The tree, along with many other coastal live oaks and other species, may be cut down to make way for a $125 million gym demanded by Cal Bears football coach Jeff Tedford as part of his contract with the university. 

“I’m a little nervous,” Dean told reporters before ascending a ladder to the plywood platform, “but between us we’ve got almost 250 years of experience.” 

Asked if she was prepared to be arrested, McLaughlin answered, “Of course.” 

Olds smiled at the question. “The university has done a lot of stupid things, but I certainly don’t think they’re going to arrest the founder of Save the Bay (McLaughlin), the former mayor and a councilmember.” 

All three bravely ascended a ladder brought in for their use, rather than strapping into the rope harnesses used by the activists in the higher branches. 

Once they’d taken their places in the triangular platform secured by nylon climbing ropes, the women smiled at reporters. 

Campus police, who are often present with video cameras and taking down names, were nowhere in sight as a throng of media types, armed with television and still cameras, tape recorders and notebooks, took it all in. 

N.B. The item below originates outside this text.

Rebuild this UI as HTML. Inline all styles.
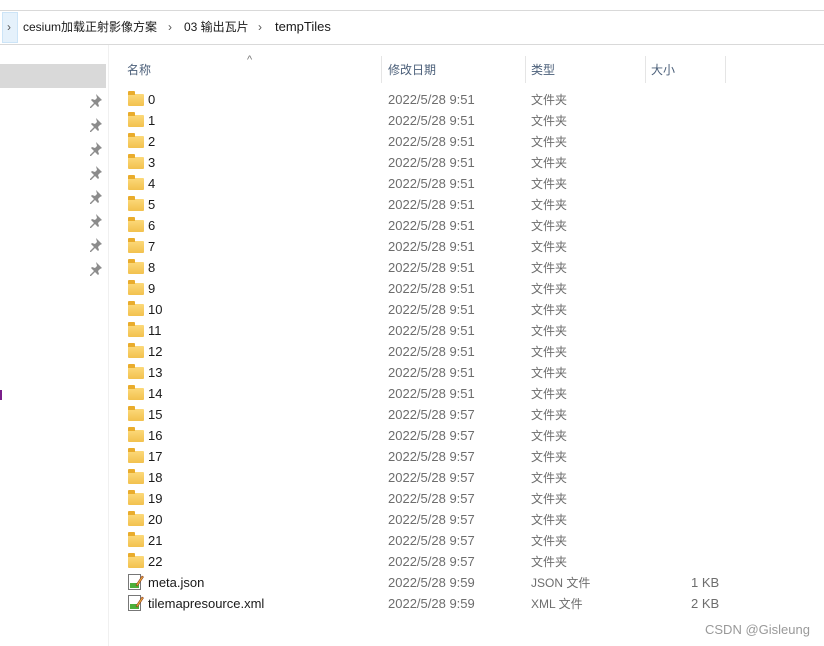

How long would the protesters remain? 

“Until the bathroom calls,” said Olds, adding, “None of us drank anything this morning with that in mind.” 

Under the terms of his new contract with the university, approved by the regents last week, Tedford will get a bonus if the four-story high tech gym and office complex is built. 

Meanwhile, Alameda County Superior Court Judge Barbara Miller is scheduled to hold a 10 a.m. hearing this morning (Tuesday) and motions by the City of Berkeley, the Panoramic Hill Association and the California Oaks Foundation. 

All want the court to issue a preliminary injunction barring the university from taking any further steps to develop the site pending a hearing on the merits of lawsuits filed by the groups. 

The three plaintiffs plus advocates of Tightwad Hill have charged that the university’s environmental impact report on the project violates the provisions of the California Environmental Quality Act (CEQA). 

The protest at the grove began Dec. 2 when former Berkeley mayoral candidate Zachary Running Wolf and two other activists ascended separate trees on the morning of the Big Game against Stanford. 

Despite citations, arrests, and a Dec. 12 police action that swept away supplies and shelters used by ground volunteers supporting the tree-in, the activists have persevered. 

Juliet Lamont, a Sierra Club activist and a member of the Downtown Area Plan Advisory Committee, hailed the protest. “What an incredible thing,” she said. “What an incredible statement to come out here and show the public their support.” 

Lamont said the Sierra Club opposes removal of the grove, and urges the university to find another location for the facility, “somewhere that’s safe for the students and not 20 feet from the Hayward Fault.” 

The seismic fissure runs directly beneath Memorial Stadium, and tests are underway to see how close it comes to the site of the 132,500-square-foot Barclay Simpson Student Athlete High Performance Center, as the gym complex is known. 

Doug Buckwald, ground support coordinator for the half-dozen activists encamped in the branches, hailed “these wonderful, brave women” for their commitment to the cause. 

A weekend rally at the grove held to coincide with the return of students after the winter break brought out an estimated 150 supporters, including Ignacio Chapela, a long-time critic of the university’s corporate ties who had to sue the school to hold onto his job. 

Chapela told supporters that the grove provided a critical pathway for native wildlife, which would face serious ecological consequences should the grove be destroyed.